State bond to fund Spirit Mountain and NorShor projectsGov. Mark Dayton lent his support to about $1 billion in proposed bond financing today, including projects at Spirit Mountain and the NorShor Theatre.
By: Peter Passi, Duluth News Tribune
Gov. Mark Dayton lent his support to about $1 billion in proposed bond financing today, including two of three projects under consideration in Duluth.
The package contains funding to renovate the NorShor Theatre in Duluth and to install a new system that would allow Spirit Mountain to draw water for its snow-making operations from St. Louis Bay. But the governor’s proposal would provide no money to support a restoration of Wade Stadium.

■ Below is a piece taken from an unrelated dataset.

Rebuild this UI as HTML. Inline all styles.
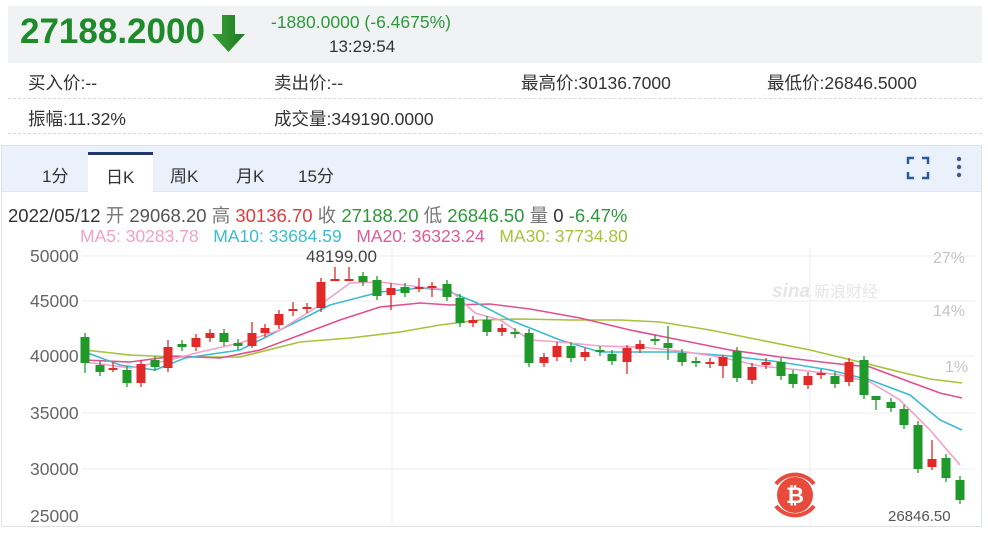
<!DOCTYPE html>
<html><head><meta charset="utf-8"><style>
*{margin:0;padding:0;box-sizing:border-box}
body{width:988px;height:541px;background:#fff;position:relative;overflow:hidden;font-family:"Liberation Sans","Noto Sans CJK SC",sans-serif}
.a{position:absolute;white-space:nowrap}
.top{position:absolute;left:8px;top:6px;width:974px;height:57px;background:#f1f2f4}
.sep{position:absolute;left:8px;width:974px;border-top:1px dashed #d8d8d8}
.lbl{font-size:17.5px;color:#333}
</style></head><body>
<div class="top"></div>
<div class="a" style="left:20px;top:12px;font-size:35px;font-weight:bold;color:#1f8a2a">27188.2000</div>
<svg class="a" style="left:211px;top:14px" width="36" height="40" viewBox="0 0 36 40"><defs><linearGradient id="g" x1="0" x2="1"><stop offset="0" stop-color="#3aa33a"/><stop offset="1" stop-color="#1d7a1d"/></linearGradient></defs><path d="M11 1H24V20H34L17.5 38L1 20H11Z" fill="url(#g)"/></svg>
<div class="a" style="left:271px;top:12px;font-size:17.5px;color:#2c9a3a">-1880.0000 (-6.4675%)</div>
<div class="a" style="left:329px;top:37px;font-size:17px;color:#333">13:29:54</div>
<div class="a lbl" style="left:28px;top:70px">买入价:--</div>
<div class="a lbl" style="left:274px;top:70px">卖出价:--</div>
<div class="a lbl" style="left:521px;top:70px">最高价:30136.7000</div>
<div class="a lbl" style="left:767px;top:70px">最低价:26846.5000</div>
<div class="sep" style="top:98px"></div>
<div class="a lbl" style="left:28px;top:106px">振幅:11.32%</div>
<div class="a lbl" style="left:274px;top:106px">成交量:349190.0000</div>
<div class="sep" style="top:133px"></div>
<div class="a" style="left:1px;top:145px;width:981px;height:382px;border:1px solid #dde3ea"></div>
<div class="a" style="left:2px;top:146px;width:979px;height:46px;background:#eaf1fa;border-bottom:1px solid #e0e6ee"></div>
<div class="a" style="left:88px;top:152px;width:65px;height:41px;background:#fff;border-top:3px solid #223a6a"></div>
<div class="a" style="left:42px;top:162px;font-size:17px;color:#333">1分</div>
<div class="a" style="left:106px;top:163px;font-size:17px;color:#333">日K</div>
<div class="a" style="left:170px;top:162px;font-size:17px;color:#333">周K</div>
<div class="a" style="left:236px;top:162px;font-size:17px;color:#333">月K</div>
<div class="a" style="left:298px;top:162px;font-size:17px;color:#333">15分</div>
<svg class="a" style="left:905px;top:155px" width="60" height="26"><g stroke="#2b5c9a" stroke-width="2.5" fill="none"><path d="M3 9V3H9M17 3H23V9M3 17V23H9M17 23H23V17"/></g><circle cx="54" cy="4" r="2.2" fill="#3a5a8a"/><circle cx="54" cy="12" r="2.2" fill="#3a5a8a"/><circle cx="54" cy="20" r="2.2" fill="#3a5a8a"/></svg>
<div class="a" style="left:8px;top:202px;font-size:18.5px;color:#333">2022/05/12 <span style="color:#777">开</span> <span style="color:#555">29068.20</span> <span style="color:#777">高</span> <span style="color:#e03c3c">30136.70</span> <span style="color:#777">收</span> <span style="color:#2c9a3a">27188.20</span> <span style="color:#777">低</span> <span style="color:#2c9a3a">26846.50</span> <span style="color:#777">量</span> 0 <span style="color:#2c9a3a">-6.47%</span></div>
<div class="a" style="left:80px;top:226px;font-size:17.5px"><span style="color:#f2a0c8">MA5: 30283.78</span>&nbsp;&nbsp;&nbsp;<span style="color:#3bbcd0">MA10: 33684.59</span>&nbsp;&nbsp;&nbsp;<span style="color:#e05a9a">MA20: 36323.24</span>&nbsp;&nbsp;&nbsp;<span style="color:#a8c23a">MA30: 37734.80</span></div>
<svg class="a" style="left:0;top:0" width="988" height="541">
<g stroke="#eceef0" stroke-width="1"><path d="M82 256H975M82 301H975M82 356H975M82 413H975M82 469H975M392 248V525M810 248V525"/></g>
<g font-size="17.5" fill="#666" font-family="Liberation Sans,sans-serif"><text x="30" y="262">50000</text><text x="30" y="307">45000</text><text x="30" y="362">40000</text><text x="30" y="419">35000</text><text x="30" y="475">30000</text><text x="30" y="522">25000</text></g>
<g font-size="16" fill="#c4c4c4" font-family="Liberation Sans,sans-serif"><text x="933" y="263">27%</text><text x="933" y="316">14%</text><text x="945" y="372">1%</text></g>
<text x="306" y="262" font-size="17" fill="#444" font-family="Liberation Sans,sans-serif">48199.00</text>
<text x="772" y="297" font-size="19" font-style="italic" font-weight="bold" fill="#e6e6e6" font-family="Liberation Sans,sans-serif">sina</text><text x="814" y="297" font-size="16" fill="#e6e6e6" font-family="Noto Sans CJK SC,sans-serif">新浪财经</text>
<g fill="none" stroke-width="1.6">
<polyline stroke="#a8c23a" points="85,350 130,355 175,357 240,357 300,342 350,338 400,332 440,325 480,320 520,319 570,320 620,320 660,322 710,330 760,340 810,350 860,362 900,372 930,379 962,383"/>
<polyline stroke="#e0508f" points="85,360 130,362 175,356 220,358 260,350 300,335 340,320 380,307 420,303 450,305 490,304 530,309 580,318 630,330 680,340 730,350 780,357 830,363 870,367 910,382 940,393 962,398"/>
<polyline stroke="#3bbcd0" points="85,352 120,365 155,370 185,358 240,350 280,330 330,305 380,292 420,288 445,290 475,302 510,320 560,340 600,352 640,352 680,352 730,356 780,362 830,370 870,380 910,395 940,420 962,430"/>
<polyline stroke="#f2a0c8" points="85,362 130,368 170,360 200,352 240,343 280,330 320,305 350,283 380,282 420,287 450,290 475,313 500,320 530,340 560,342 600,346 640,347 680,351 720,357 760,366 800,370 840,375 870,382 900,400 930,430 960,465"/>
</g>
<g id="c"></g>
<g>
<path d="M776 484A24 24 0 0 1 814 484M814 506A24 24 0 0 1 776 506" fill="none" stroke="#e84a3c" stroke-width="4"/>
<circle cx="795" cy="495" r="18" fill="#e84a3c"/>
<text x="795" y="503" text-anchor="middle" font-size="22" font-weight="bold" fill="#fff" font-family="Liberation Sans,sans-serif">₿</text>
</g>
<text x="888" y="521" font-size="15" fill="#555" font-family="Liberation Sans,sans-serif">26846.50</text>
</svg>
<script>
var d=[[85,337,363,'g',333,373],[100,365,372,'g'],[113,368,370,'r',362,372],[127,370,383,'g'],[141,364,383,'r'],[155,360,367,'g'],[168,347,368,'r',340,372],[182,344,347,'g'],[196,338,347,'r'],[210,333,338,'r'],[224,333,342,'g'],[238,343,346,'g'],[252,333,346,'r',322,348],[265,328,333,'r'],[279,314,325,'r'],[293,309,311,'r',302,316],[307,307,309,'r'],[321,282,308,'r'],[335,279,281,'r',267,281],[349,279,281,'r',267,281],[363,276,282,'g'],[377,280,296,'g'],[391,288,295,'r',283,310],[405,287,293,'g'],[419,287,289,'r',278,292],[432,286,288,'r',282,297],[447,284,297,'g'],[460,298,323,'g'],[473,320,323,'r'],[487,320,332,'g'],[502,328,332,'r'],[515,332,334,'g'],[529,333,363,'g'],[544,357,363,'r'],[557,346,357,'r'],[571,346,358,'g'],[585,352,357,'r'],[600,350,352,'g'],[612,354,361,'g'],[627,348,362,'r',345,374],[640,344,349,'r'],[655,339,341,'g'],[668,343,348,'g',326,360],[682,353,362,'g'],[696,361,363,'g'],[710,362,364,'r'],[723,357,366,'r',355,378],[737,351,378,'g'],[752,367,380,'r'],[766,362,365,'r'],[781,362,376,'g'],[793,374,384,'g'],[808,376,385,'r'],[821,373,375,'r'],[835,376,384,'g'],[849,362,382,'r'],[864,360,395,'g'],[876,396,400,'g',396,410],[891,402,408,'g'],[904,409,425,'g'],[918,425,469,'g'],[932,459,467,'r',440,470],[946,458,478,'g'],[960,480,500,'g']];
var s='';d.forEach(function(c){var col=c[3]=='g'?'#1f9a2a':'#e02a2a';var t=c[4]||c[1]-4,b=c[5]||c[2]+4;s+='<line x1="'+c[0]+'" x2="'+c[0]+'" y1="'+t+'" y2="'+b+'" stroke="'+col+'" stroke-width="1.3"/><rect x="'+(c[0]-4.5)+'" y="'+c[1]+'" width="9" height="'+Math.max(2,c[2]-c[1])+'" fill="'+col+'"/>'});
document.getElementById('c').innerHTML=s;
</script>
</body></html>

The city of Duluth had sought bond funding to cover half the anticipated $11.4 million cost of rejuvenating Wade — one of only three surviving brick stadiums built during the Depression by laborers in the employ of the federal Works Progress Administration.
“We’re thrilled and grateful that Spirit Mountain and the NorShor Theatre made the governor’s list of recommended projects, but of course we’re disappointed Wade Stadium didn’t make the cut,” said Daniel Fanning, communications director for the city of Duluth. “All three projects are very important to our city, and we will continue to push hard for them in the House and Senate.”
Even though Dayton didn’t support the request to fund work at Wade, Sen. Roger Reinert, DFL- Duluth, noted that the state legislature will put together the actual bonding bill.
“The governor proposes, and the Legislature disposes,” he said.
Reinert pointed out that a number of legislators from other parts of the state have toured Wade to get a first-hand view of its deterioration, including a portion of brick wall that collapsed last March.
“I think the issue with the wall really amplified the need to do something,” Reinert said of the case to be made for renovations at Wade.
Rep. Erik Simonson, DFL-Duluth, said he remains confident that the bonding bill finally put together in the House this spring will include funding for all three of the projects the city identified as its top priorities.
Fanning said the city may seek a smaller installment of funding for the Wade to address the stadium’s most pressing needs, such as emergency brick-work, a new playing field with improved drainage and better lighting for night games. He said Duluth could then return to the Legislature seeking the funds necessary to complete work on the stadium when the next bonding bill is put together.
Simonson offered support for the city’s fallback stance on Wade, calling it “strategically smart.”
“If we can’t get funding for the whole thing this year, let’s at least go forward with what’s most important,” Simonson said. “We need to prevent further damage at the bare minimum.”
Dayton did back $6.95 million in bond financing to help renovate the NorShor Theatre in Duluth and $3.4 million to install a system that would enable Spirit Mountain to pump water from St. Louis Bay to its snow-making equipment.
The ski hill currently feeds its snow guns with treated city tap-water. Spirit Mountain expects to boost its snow-making capacity and substantially reduce its bills by disconnecting equipment from the city water system. The total cost of the project is expected to be $4.5 million, with Spirit Mountain picking up an additional tab for $1.1 million.
The total cost of the NorShor project is expected to top $22 million, according to Kevin Walli, Duluth’s legislative lobbyist. Most of the remaining $15.5 million in non-state funding will come in the form of federal tax credits and equity investment by the developer, Sherman Associates. The Duluth Economic Development Authority also has already made an investment of about $2.2 million in the restoration project, according to David Montgomery, Duluth’s chief administrative officer.